■ **Problem description**: Below, find each line holding "React" and state how many there are, using the number alone.

--- START Records for the exercise ---

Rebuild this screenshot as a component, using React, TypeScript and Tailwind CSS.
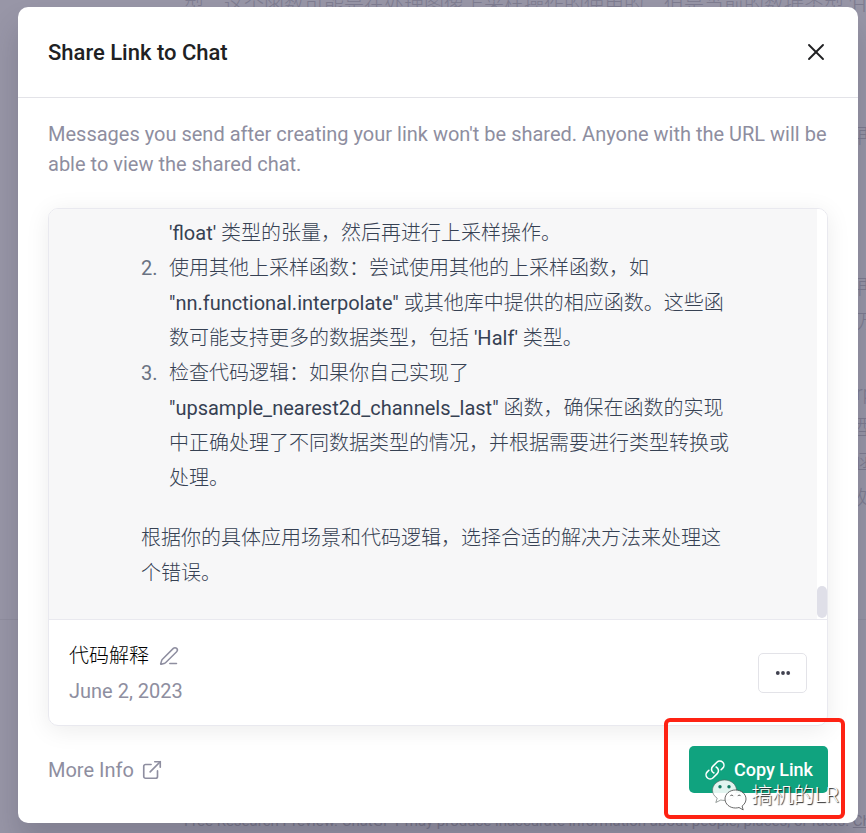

--- END Records for the exercise ---
--- START Records for the exercise ---

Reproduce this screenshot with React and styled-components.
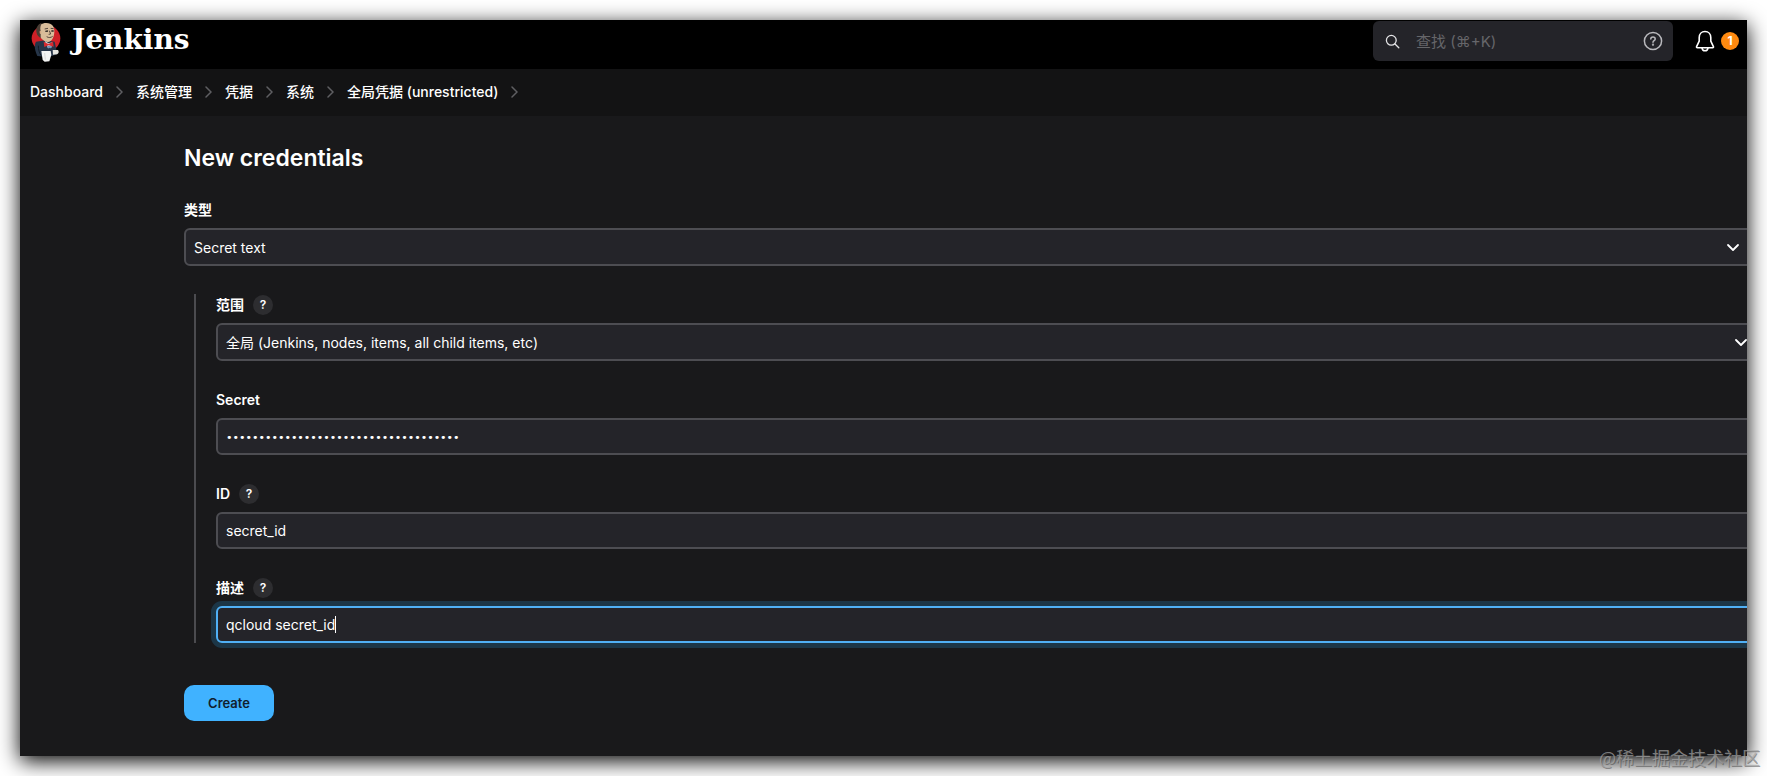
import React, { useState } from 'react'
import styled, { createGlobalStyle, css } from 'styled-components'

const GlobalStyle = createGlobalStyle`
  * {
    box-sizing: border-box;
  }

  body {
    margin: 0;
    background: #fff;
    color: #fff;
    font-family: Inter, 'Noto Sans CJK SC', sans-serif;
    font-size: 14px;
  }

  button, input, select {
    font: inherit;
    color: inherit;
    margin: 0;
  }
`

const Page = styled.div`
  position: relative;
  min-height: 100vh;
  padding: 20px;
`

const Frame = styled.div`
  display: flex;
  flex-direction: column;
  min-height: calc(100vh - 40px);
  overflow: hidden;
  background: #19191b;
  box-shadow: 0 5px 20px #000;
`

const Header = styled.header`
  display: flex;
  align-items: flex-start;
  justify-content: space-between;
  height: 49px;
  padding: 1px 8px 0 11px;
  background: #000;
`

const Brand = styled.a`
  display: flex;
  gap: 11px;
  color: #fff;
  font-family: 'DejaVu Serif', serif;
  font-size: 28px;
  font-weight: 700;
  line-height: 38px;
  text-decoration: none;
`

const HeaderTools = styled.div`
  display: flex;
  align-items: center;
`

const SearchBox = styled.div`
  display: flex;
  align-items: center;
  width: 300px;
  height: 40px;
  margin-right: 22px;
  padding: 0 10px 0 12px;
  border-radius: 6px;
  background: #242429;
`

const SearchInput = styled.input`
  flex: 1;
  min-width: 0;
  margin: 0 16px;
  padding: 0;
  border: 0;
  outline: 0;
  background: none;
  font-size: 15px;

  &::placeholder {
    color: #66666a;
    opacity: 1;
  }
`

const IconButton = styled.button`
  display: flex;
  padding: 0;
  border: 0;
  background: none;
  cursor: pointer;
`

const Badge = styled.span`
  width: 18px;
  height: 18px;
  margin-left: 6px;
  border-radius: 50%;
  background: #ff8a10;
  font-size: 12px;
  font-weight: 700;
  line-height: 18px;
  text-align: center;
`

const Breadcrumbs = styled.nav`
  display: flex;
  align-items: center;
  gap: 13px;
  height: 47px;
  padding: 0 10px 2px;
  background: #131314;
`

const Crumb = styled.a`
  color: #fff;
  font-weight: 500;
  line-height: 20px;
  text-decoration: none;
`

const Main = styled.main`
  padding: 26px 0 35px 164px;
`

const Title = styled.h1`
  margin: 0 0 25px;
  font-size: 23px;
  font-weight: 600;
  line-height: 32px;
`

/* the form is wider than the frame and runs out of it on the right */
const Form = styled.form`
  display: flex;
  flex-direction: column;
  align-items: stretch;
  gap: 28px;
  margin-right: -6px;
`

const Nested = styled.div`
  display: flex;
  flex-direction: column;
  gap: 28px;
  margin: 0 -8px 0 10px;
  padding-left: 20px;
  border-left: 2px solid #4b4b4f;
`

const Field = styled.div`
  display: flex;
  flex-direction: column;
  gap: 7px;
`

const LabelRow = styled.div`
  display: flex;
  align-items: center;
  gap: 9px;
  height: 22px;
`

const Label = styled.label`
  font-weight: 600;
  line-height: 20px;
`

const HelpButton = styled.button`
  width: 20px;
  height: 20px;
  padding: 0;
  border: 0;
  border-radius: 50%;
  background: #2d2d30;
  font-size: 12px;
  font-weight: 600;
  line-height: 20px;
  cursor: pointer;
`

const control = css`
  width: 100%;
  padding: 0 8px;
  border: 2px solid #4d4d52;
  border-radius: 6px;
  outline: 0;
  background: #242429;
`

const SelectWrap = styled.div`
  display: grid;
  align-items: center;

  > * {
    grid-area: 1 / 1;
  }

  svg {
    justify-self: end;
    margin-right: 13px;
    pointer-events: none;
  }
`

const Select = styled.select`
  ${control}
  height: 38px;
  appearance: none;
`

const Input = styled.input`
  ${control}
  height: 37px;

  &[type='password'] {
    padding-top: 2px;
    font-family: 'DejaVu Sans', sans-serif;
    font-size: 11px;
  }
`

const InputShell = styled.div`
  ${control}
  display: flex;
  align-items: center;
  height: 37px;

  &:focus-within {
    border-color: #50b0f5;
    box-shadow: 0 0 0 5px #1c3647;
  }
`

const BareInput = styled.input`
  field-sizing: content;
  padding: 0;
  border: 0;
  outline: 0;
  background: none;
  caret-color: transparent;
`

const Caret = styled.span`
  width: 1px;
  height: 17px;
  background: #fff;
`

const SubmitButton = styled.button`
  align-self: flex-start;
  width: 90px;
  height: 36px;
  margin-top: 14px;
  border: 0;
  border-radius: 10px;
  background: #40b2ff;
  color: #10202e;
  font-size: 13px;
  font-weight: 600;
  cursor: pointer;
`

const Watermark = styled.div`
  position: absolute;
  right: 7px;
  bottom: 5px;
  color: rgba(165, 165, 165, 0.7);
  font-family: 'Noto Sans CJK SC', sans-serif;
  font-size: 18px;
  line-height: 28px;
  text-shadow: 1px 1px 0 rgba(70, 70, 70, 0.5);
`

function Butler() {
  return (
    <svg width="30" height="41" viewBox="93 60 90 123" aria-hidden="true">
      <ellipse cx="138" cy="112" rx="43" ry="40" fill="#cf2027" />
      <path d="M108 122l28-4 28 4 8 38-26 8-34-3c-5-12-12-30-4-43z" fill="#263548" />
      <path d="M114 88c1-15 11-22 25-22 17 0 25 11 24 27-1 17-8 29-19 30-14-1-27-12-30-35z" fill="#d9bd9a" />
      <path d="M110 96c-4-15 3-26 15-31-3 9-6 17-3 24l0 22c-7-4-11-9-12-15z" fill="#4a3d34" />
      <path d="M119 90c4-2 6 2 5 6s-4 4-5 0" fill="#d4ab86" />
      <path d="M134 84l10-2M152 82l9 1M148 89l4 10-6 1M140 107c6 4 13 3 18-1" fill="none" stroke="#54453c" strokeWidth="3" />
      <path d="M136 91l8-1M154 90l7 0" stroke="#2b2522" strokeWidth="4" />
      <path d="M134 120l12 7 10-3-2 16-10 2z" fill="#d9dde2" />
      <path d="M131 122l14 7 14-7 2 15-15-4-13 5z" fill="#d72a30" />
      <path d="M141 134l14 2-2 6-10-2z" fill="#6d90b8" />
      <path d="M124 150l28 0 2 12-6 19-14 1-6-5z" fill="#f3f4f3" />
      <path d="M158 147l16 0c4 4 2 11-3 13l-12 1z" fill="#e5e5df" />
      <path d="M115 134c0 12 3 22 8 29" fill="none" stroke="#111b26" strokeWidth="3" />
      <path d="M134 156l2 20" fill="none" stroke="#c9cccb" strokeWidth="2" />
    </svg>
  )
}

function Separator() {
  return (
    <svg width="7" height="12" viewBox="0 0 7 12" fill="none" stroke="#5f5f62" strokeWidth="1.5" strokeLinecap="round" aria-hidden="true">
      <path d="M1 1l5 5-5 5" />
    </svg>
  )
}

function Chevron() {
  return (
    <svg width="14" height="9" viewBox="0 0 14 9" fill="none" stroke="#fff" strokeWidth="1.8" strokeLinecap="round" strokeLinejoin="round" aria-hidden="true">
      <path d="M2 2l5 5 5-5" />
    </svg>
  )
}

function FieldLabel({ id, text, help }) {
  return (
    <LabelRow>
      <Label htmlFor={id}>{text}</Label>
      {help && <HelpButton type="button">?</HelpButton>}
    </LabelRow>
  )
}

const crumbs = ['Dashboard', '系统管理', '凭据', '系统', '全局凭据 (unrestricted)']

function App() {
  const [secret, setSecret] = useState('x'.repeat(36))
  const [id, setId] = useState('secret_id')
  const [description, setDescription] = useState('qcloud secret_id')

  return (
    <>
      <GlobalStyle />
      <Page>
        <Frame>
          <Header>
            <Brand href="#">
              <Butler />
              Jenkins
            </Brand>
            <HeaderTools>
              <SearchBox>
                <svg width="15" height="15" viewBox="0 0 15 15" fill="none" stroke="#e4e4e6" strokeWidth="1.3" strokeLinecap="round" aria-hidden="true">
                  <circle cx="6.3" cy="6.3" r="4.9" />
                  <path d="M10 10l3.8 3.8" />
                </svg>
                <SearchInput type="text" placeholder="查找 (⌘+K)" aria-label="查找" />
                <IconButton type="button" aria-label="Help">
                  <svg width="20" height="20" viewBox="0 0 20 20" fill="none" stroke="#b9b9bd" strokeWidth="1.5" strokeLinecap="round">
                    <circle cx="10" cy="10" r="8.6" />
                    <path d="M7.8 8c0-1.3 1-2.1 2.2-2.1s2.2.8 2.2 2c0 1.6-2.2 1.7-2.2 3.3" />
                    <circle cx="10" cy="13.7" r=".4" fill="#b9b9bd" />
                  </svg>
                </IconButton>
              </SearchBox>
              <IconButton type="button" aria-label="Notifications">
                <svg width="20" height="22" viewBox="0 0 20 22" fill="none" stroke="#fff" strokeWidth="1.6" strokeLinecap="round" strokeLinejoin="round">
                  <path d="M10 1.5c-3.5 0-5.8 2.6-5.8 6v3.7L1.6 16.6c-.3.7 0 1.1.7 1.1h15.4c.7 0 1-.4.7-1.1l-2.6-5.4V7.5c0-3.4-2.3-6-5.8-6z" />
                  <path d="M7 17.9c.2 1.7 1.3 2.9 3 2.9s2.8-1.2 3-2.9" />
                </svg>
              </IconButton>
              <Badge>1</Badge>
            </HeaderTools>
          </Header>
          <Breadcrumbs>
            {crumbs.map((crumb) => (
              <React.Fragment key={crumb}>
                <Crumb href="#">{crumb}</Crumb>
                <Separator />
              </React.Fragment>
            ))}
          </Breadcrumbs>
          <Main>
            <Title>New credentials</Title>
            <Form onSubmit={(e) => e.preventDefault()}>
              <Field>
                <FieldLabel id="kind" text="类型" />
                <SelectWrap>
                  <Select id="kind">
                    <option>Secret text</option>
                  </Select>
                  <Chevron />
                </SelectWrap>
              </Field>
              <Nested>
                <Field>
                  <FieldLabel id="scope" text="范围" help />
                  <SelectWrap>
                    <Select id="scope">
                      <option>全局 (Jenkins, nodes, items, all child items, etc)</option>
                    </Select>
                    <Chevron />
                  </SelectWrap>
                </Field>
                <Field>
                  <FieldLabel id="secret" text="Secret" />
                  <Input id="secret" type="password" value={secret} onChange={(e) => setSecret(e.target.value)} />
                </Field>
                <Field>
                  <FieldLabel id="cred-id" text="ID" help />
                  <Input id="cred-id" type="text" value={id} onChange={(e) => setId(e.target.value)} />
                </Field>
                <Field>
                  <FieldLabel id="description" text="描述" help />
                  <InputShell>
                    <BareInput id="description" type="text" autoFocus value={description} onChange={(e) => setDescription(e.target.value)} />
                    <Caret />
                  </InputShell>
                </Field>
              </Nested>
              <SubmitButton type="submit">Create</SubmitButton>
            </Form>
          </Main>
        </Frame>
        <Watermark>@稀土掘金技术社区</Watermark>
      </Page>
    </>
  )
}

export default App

--- END Records for the exercise ---

■ **Solution**: 5